Exercise -
Skip the pictures and repeat each line of the data exactly.

>>>

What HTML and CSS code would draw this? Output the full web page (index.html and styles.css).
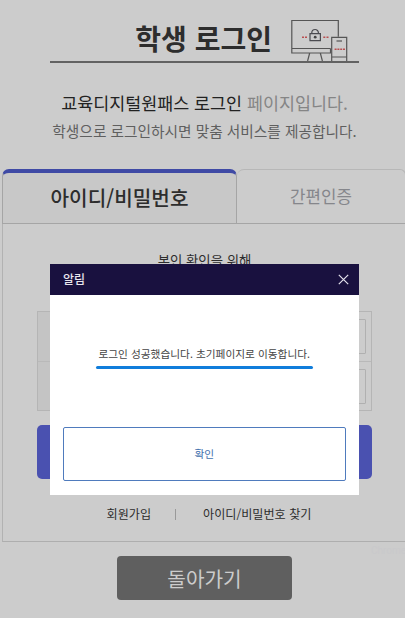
FILE: index.html
```html
<!DOCTYPE html>
<html lang="ko">
<head>
  <meta charset="utf-8">
  <meta content="width=device-width, initial-scale=1" name="viewport">
  <title>학생 로그인</title>
  <link rel="stylesheet" href="styles.css">
</head>
<body>
  <header class="page-head">
    <h1>학생 로그인</h1>
    <svg class="devices" width="60" height="43" viewBox="0 0 60 43" fill="none" stroke="#555" stroke-width="1.2">
      <path d="M40.5 30.5V35H1.8V2.5h46.5v16.3M1.8 30.5h38.7M19.7 35l-2.1 8M30.3 35l2.1 8"/>
      <path d="M41.7 43V19.3h15V43M41.7 39h15"/>
      <path d="M46.5 23h5.5"/>
      <path d="M21.8 15.5v-.7a3.3 3.3 0 0 1 6.6 0v.7M20 15.7h10.4v7H20z" stroke="#4b4b50"/>
      <circle cx="25.2" cy="19.2" r="1.4" fill="#444" stroke="none"/>
      <path d="M12 19.2h2M15 19.2h2M33.3 19.2h2M36.5 19.2h2M44.6 31.3h2M47.4 31.3h2M50.2 31.3h2M53 31.3h2" stroke="#b84f50" stroke-width="1.5"/>
    </svg>
  </header>
  <p class="lead"><strong>교육디지털원패스 로그인</strong> 페이지입니다.</p>
  <p class="desc">학생으로 로그인하시면 맞춤 서비스를 제공합니다.</p>

  <main class="login">
    <div class="tabs">
      <button class="tab tab-on" type="button">아이디/비밀번호</button>
      <button class="tab" type="button">간편인증</button>
    </div>
    <div class="panel">
      <p class="guide">본인 확인을 위해</p>
      <form class="fields">
        <div class="field"><input type="text"></div>
        <div class="field"><input type="password"></div>
      </form>
      <button class="submit" type="button"></button>
      <div class="links">
        <a>회원가입</a>
        <a>아이디/비밀번호 찾기</a>
      </div>
    </div>
  </main>
  <button class="back" type="button">돌아가기</button>
  <span class="browser">Chrome</span>

  <div class="modal">
    <div class="modal-head">
      <h2>알림</h2>
      <svg width="11" height="11" viewBox="0 0 11 11" stroke="#e4e2ec" stroke-width="1.2"><path d="M.8.8l9.4 9.4M10.2.8L.8 10.2"/></svg>
    </div>
    <div class="modal-body">
      <p class="message">로그인 성공했습니다. 초기페이지로 이동합니다.</p>
      <button class="confirm" type="button">확인</button>
    </div>
  </div>
</body>
</html>
```

FILE: styles.css
```css
* { box-sizing: border-box; }
html, body { height: 618px; margin: 0; overflow: hidden; }
body { background: #ccc; color: #2d2d2d; font-family: "Noto Sans CJK KR", sans-serif; position: relative; width: 405px; }
h1, h2, p { font-weight: 400; margin: 0; }
button { border: 0; font-family: inherit; padding: 0; }

.page-head { align-items: flex-end; border-bottom: 2px solid #626262; display: flex; height: 63px; justify-content: flex-end; margin: 0 46px 0 50px; padding-right: 9px; }
.page-head h1 { font-size: 28px; font-weight: 700; line-height: 44px; margin: 0 18px 1px 0; white-space: nowrap; }
.devices { flex: none; }

.lead, .desc { text-align: center; white-space: nowrap; }
.lead { color: #858585; font-size: 17.4px; line-height: 30px; margin-top: 25px; padding-left: 4px; }
.lead strong { color: #222; font-weight: 400; }
.desc { color: #5f5f5f; font-size: 14.7px; line-height: 24px; margin-top: 1px; padding-left: 4px; }

.login { margin: 26px 0 0 2px; width: 404px; }
.tabs { display: flex; height: 55px; }
.tab { background: #ccc; border: 1px solid #b7b7b7; border-bottom-color: #a5a5a5; border-left: 0; border-radius: 7px 6px 0 0; color: #85868b; font-size: 16.8px; padding-bottom: 1px; width: 169px; }
.tab-on { background: #c8c8c8; border: 1px solid #a5a5a5; border-top: 4px solid #3f4aa5; border-radius: 7px 7px 0 0; color: #2d2d2d; font-size: 20.2px; font-weight: 500; padding-bottom: 2px; width: 235px; }
.panel { border-bottom: 1px solid #aeaeae; border-left: 1px solid #b2b2b2; height: 318px; padding: 25px 34px 0 34px; }
.guide { font-size: 13.4px; line-height: 22px; text-align: center; }
.fields { border: 1px solid #b5b5b5; height: 100px; margin-top: 40px; }
.field { background: linear-gradient(90deg, #c4c4c4 70px, #ccc 70px); display: flex; height: 49px; justify-content: flex-end; padding: 7px 5px; }
.field + .field { border-top: 1px solid #b9b9b9; }
.field input { background: #ccc; border: 1px solid #b0b0b0; border-radius: 1px; height: 35px; width: 240px; }
.submit { background: #4a51b0; border-radius: 5px; display: block; height: 54px; margin-top: 14px; width: 100%; }
.links { display: flex; font-size: 12.1px; justify-content: center; line-height: 20px; margin-top: 25px; padding-left: 9px; }
.links a { align-items: center; display: flex; white-space: nowrap; }
.links a + a::before { background: #999; content: ""; height: 11px; margin: 0 27px 0 24px; width: 1px; }
.back { background: #5f5f5f; border-radius: 4px; color: #ccc; display: block; font-size: 20.2px; height: 44px; margin: 14px 0 0 117px; width: 175px; }
.browser { color: #c9c9cb; font: 10px Roboto, sans-serif; left: 371px; position: absolute; top: 545px; }

.modal { background: #fff; height: 231px; left: 49.5px; position: absolute; top: 263.5px; width: 309.5px; }
.modal-head { align-items: center; background: #19113f; color: #e8e6ee; display: flex; height: 31px; justify-content: space-between; padding: 0 10px 0 13.5px; }
.modal-head h2 { font-size: 12px; font-weight: 500; line-height: 18px; margin-bottom: 1px; }
.modal-body { display: flex; flex-direction: column; height: 200px; justify-content: space-between; padding: 49px 13.5px 14px; }
.message { align-self: center; color: #444; display: flex; flex-direction: column; font-size: 10.7px; gap: 2px; line-height: 20px; text-align: center; white-space: nowrap; width: 217px; }
.message::after { background: #107ddb; border-radius: 2px; content: ""; height: 3px; }
.confirm { background: #fff; border: 1.5px solid #4f7bbd; border-radius: 2px; color: #4170ad; font-size: 10.7px; height: 54px; padding-bottom: 1px; }
```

<<<

Reply -
What HTML and CSS code would draw this? Output the full web page (index.html and styles.css).
FILE: index.html
```html
<!DOCTYPE html>
<html lang="ko">
<head>
  <meta charset="utf-8">
  <meta content="width=device-width, initial-scale=1" name="viewport">
  <title>학생 로그인</title>
  <link rel="stylesheet" href="styles.css">
</head>
<body>
  <header class="page-head">
    <h1>학생 로그인</h1>
    <svg class="devices" width="60" height="43" viewBox="0 0 60 43" fill="none" stroke="#555" stroke-width="1.2">
      <path d="M40.5 30.5V35H1.8V2.5h46.5v16.3M1.8 30.5h38.7M19.7 35l-2.1 8M30.3 35l2.1 8"/>
      <path d="M41.7 43V19.3h15V43M41.7 39h15"/>
      <path d="M46.5 23h5.5"/>
      <path d="M21.8 15.5v-.7a3.3 3.3 0 0 1 6.6 0v.7M20 15.7h10.4v7H20z" stroke="#4b4b50"/>
      <circle cx="25.2" cy="19.2" r="1.4" fill="#444" stroke="none"/>
      <path d="M12 19.2h2M15 19.2h2M33.3 19.2h2M36.5 19.2h2M44.6 31.3h2M47.4 31.3h2M50.2 31.3h2M53 31.3h2" stroke="#b84f50" stroke-width="1.5"/>
    </svg>
  </header>
  <p class="lead"><strong>교육디지털원패스 로그인</strong> 페이지입니다.</p>
  <p class="desc">학생으로 로그인하시면 맞춤 서비스를 제공합니다.</p>

  <main class="login">
    <div class="tabs">
      <button class="tab tab-on" type="button">아이디/비밀번호</button>
      <button class="tab" type="button">간편인증</button>
    </div>
    <div class="panel">
      <p class="guide">본인 확인을 위해</p>
      <form class="fields">
        <div class="field"><input type="text"></div>
        <div class="field"><input type="password"></div>
      </form>
      <button class="submit" type="button"></button>
      <div class="links">
        <a>회원가입</a>
        <a>아이디/비밀번호 찾기</a>
      </div>
    </div>
  </main>
  <button class="back" type="button">돌아가기</button>
  <span class="browser">Chrome</span>

  <div class="modal">
    <div class="modal-head">
      <h2>알림</h2>
      <svg width="11" height="11" viewBox="0 0 11 11" stroke="#e4e2ec" stroke-width="1.2"><path d="M.8.8l9.4 9.4M10.2.8L.8 10.2"/></svg>
    </div>
    <div class="modal-body">
      <p class="message">로그인 성공했습니다. 초기페이지로 이동합니다.</p>
      <button class="confirm" type="button">확인</button>
    </div>
  </div>
</body>
</html>
```

FILE: styles.css
```css
* { box-sizing: border-box; }
html, body { height: 618px; margin: 0; overflow: hidden; }
body { background: #ccc; color: #2d2d2d; font-family: "Noto Sans CJK KR", sans-serif; position: relative; width: 405px; }
h1, h2, p { font-weight: 400; margin: 0; }
button { border: 0; font-family: inherit; padding: 0; }

.page-head { align-items: flex-end; border-bottom: 2px solid #626262; display: flex; height: 63px; justify-content: flex-end; margin: 0 46px 0 50px; padding-right: 9px; }
.page-head h1 { font-size: 28px; font-weight: 700; line-height: 44px; margin: 0 18px 1px 0; white-space: nowrap; }
.devices { flex: none; }

.lead, .desc { text-align: center; white-space: nowrap; }
.lead { color: #858585; font-size: 17.4px; line-height: 30px; margin-top: 25px; padding-left: 4px; }
.lead strong { color: #222; font-weight: 400; }
.desc { color: #5f5f5f; font-size: 14.7px; line-height: 24px; margin-top: 1px; padding-left: 4px; }

.login { margin: 26px 0 0 2px; width: 404px; }
.tabs { display: flex; height: 55px; }
.tab { background: #ccc; border: 1px solid #b7b7b7; border-bottom-color: #a5a5a5; border-left: 0; border-radius: 7px 6px 0 0; color: #85868b; font-size: 16.8px; padding-bottom: 1px; width: 169px; }
.tab-on { background: #c8c8c8; border: 1px solid #a5a5a5; border-top: 4px solid #3f4aa5; border-radius: 7px 7px 0 0; color: #2d2d2d; font-size: 20.2px; font-weight: 500; padding-bottom: 2px; width: 235px; }
.panel { border-bottom: 1px solid #aeaeae; border-left: 1px solid #b2b2b2; height: 318px; padding: 25px 34px 0 34px; }
.guide { font-size: 13.4px; line-height: 22px; text-align: center; }
.fields { border: 1px solid #b5b5b5; height: 100px; margin-top: 40px; }
.field { background: linear-gradient(90deg, #c4c4c4 70px, #ccc 70px); display: flex; height: 49px; justify-content: flex-end; padding: 7px 5px; }
.field + .field { border-top: 1px solid #b9b9b9; }
.field input { background: #ccc; border: 1px solid #b0b0b0; border-radius: 1px; height: 35px; width: 240px; }
.submit { background: #4a51b0; border-radius: 5px; display: block; height: 54px; margin-top: 14px; width: 100%; }
.links { display: flex; font-size: 12.1px; justify-content: center; line-height: 20px; margin-top: 25px; padding-left: 9px; }
.links a { align-items: center; display: flex; white-space: nowrap; }
.links a + a::before { background: #999; content: ""; height: 11px; margin: 0 27px 0 24px; width: 1px; }
.back { background: #5f5f5f; border-radius: 4px; color: #ccc; display: block; font-size: 20.2px; height: 44px; margin: 14px 0 0 117px; width: 175px; }
.browser { color: #c9c9cb; font: 10px Roboto, sans-serif; left: 371px; position: absolute; top: 545px; }

.modal { background: #fff; height: 231px; left: 49.5px; position: absolute; top: 263.5px; width: 309.5px; }
.modal-head { align-items: center; background: #19113f; color: #e8e6ee; display: flex; height: 31px; justify-content: space-between; padding: 0 10px 0 13.5px; }
.modal-head h2 { font-size: 12px; font-weight: 500; line-height: 18px; margin-bottom: 1px; }
.modal-body { display: flex; flex-direction: column; height: 200px; justify-content: space-between; padding: 49px 13.5px 14px; }
.message { align-self: center; color: #444; display: flex; flex-direction: column; font-size: 10.7px; gap: 2px; line-height: 20px; text-align: center; white-space: nowrap; width: 217px; }
.message::after { background: #107ddb; border-radius: 2px; content: ""; height: 3px; }
.confirm { background: #fff; border: 1.5px solid #4f7bbd; border-radius: 2px; color: #4170ad; font-size: 10.7px; height: 54px; padding-bottom: 1px; }
```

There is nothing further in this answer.